When I wrote that 1994 cover story, I made it through the whole bloody thing without once mentioning Manson’s real name. Or his then-bandmates Scott, Steven, or Freddie.
For this I took a ration of shit from an editor. "This story is about this image, this band, this concept this guy is selling," I successfully countered. "His real name doesn’t matter."
I don’t want to be disingenuous here, though. The truth is that Manson asked me not to use his real name. I mentioned that he lived with his folks, but as he requested, did not disclose that they lived in a comfortable townhouse in west Boca Raton. I told myself that I had made these sacrifices to preserve access.
Would Manson have given me access if I’d stuck to my guns? Probably. But I just didn’t have the heart, or the gumption, or whatever, to push it. When we dealt with each other as rock journalist and aspiring rock star, we did this sort of delicate dance. We were kind of friends and we respected each other, but Manson was always a bit wary because he knew he couldn’t completely control me. He could try to influence me, but in the end I was going to write whatever I wanted. And at that point, before the band had even released its first album, every bit of press was vital.
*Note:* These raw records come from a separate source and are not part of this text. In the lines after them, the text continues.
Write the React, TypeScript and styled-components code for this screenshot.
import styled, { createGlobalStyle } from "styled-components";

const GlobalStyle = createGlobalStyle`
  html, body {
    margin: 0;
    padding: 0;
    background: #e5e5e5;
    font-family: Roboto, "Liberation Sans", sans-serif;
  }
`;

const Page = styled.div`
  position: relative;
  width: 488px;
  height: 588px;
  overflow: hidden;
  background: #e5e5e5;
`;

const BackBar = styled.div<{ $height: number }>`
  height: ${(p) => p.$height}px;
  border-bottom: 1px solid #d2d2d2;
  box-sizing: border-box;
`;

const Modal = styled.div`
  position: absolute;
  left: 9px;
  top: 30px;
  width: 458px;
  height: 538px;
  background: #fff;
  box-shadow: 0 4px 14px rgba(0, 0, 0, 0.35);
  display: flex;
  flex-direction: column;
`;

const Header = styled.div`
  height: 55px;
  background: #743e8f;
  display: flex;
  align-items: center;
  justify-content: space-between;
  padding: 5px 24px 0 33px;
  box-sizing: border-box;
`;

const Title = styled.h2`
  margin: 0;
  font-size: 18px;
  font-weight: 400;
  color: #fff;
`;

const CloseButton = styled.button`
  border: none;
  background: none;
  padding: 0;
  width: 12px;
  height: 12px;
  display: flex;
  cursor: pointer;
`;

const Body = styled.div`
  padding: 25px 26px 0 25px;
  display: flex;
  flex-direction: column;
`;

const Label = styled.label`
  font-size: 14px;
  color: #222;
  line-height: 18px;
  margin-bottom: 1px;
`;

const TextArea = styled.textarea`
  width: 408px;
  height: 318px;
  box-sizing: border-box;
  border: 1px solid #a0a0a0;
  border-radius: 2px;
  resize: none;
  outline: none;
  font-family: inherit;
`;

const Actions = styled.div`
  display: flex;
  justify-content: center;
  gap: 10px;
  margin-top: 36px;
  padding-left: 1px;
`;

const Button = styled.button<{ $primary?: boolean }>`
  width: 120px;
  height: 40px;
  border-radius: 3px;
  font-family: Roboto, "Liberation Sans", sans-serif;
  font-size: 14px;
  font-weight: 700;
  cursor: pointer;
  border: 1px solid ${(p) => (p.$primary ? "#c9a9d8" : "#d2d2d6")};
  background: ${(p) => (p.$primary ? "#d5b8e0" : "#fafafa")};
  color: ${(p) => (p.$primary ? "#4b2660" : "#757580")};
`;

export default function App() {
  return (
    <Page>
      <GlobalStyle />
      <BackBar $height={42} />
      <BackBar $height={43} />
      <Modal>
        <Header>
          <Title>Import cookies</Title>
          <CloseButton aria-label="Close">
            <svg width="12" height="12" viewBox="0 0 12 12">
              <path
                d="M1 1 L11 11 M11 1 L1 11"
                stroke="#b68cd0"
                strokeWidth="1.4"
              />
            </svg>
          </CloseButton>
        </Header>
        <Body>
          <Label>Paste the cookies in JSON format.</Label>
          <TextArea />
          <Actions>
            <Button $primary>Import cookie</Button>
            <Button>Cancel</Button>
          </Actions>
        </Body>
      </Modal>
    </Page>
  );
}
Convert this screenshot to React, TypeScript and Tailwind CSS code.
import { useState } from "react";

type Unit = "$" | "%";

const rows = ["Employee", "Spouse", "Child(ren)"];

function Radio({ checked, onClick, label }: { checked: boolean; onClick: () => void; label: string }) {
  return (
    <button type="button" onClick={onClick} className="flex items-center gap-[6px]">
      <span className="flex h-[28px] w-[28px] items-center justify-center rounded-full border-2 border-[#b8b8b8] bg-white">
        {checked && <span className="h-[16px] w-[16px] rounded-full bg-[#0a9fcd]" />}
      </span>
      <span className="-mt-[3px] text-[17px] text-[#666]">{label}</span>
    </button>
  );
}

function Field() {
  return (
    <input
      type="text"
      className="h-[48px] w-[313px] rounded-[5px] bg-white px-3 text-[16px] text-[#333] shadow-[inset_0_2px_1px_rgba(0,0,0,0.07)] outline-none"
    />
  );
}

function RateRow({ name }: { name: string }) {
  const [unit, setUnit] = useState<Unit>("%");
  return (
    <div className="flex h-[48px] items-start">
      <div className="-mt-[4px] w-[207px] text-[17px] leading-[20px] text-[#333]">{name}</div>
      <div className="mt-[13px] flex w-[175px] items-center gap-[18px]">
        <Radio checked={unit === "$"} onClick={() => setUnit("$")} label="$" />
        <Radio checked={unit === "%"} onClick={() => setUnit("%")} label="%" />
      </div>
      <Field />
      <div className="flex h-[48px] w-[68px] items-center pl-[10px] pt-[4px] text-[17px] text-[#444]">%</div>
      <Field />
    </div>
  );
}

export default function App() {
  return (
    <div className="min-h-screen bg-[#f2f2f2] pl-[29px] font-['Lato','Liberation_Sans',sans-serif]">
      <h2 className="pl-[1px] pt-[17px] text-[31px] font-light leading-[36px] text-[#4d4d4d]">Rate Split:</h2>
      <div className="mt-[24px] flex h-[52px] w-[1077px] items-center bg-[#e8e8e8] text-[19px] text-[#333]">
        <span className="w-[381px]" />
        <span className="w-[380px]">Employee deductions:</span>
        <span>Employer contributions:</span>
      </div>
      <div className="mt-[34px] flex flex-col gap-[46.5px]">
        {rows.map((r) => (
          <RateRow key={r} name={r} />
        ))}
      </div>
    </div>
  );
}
The budding love-hate relationship with the press that started with us, by the way, is now in full bloom on a much larger scale. Craig Marks, editor of Spin, alleges that Manson had his goons rough him up at a November concert. He also asserts that the reason two Manson bodyguards pushed him up against a wall and grabbed his throat while Manson yelled, "I can kill you!" was that Manson was upset his band would not be the exclusive subject of the magazine’s January 1999 cover.
A subsequent response to these allegations on the official Marilyn Manson Website didn’t mention a physical altercation, noting only Manson’s disappointment with the magazine’s "immature business behavior," and his intention never to work with Spin again.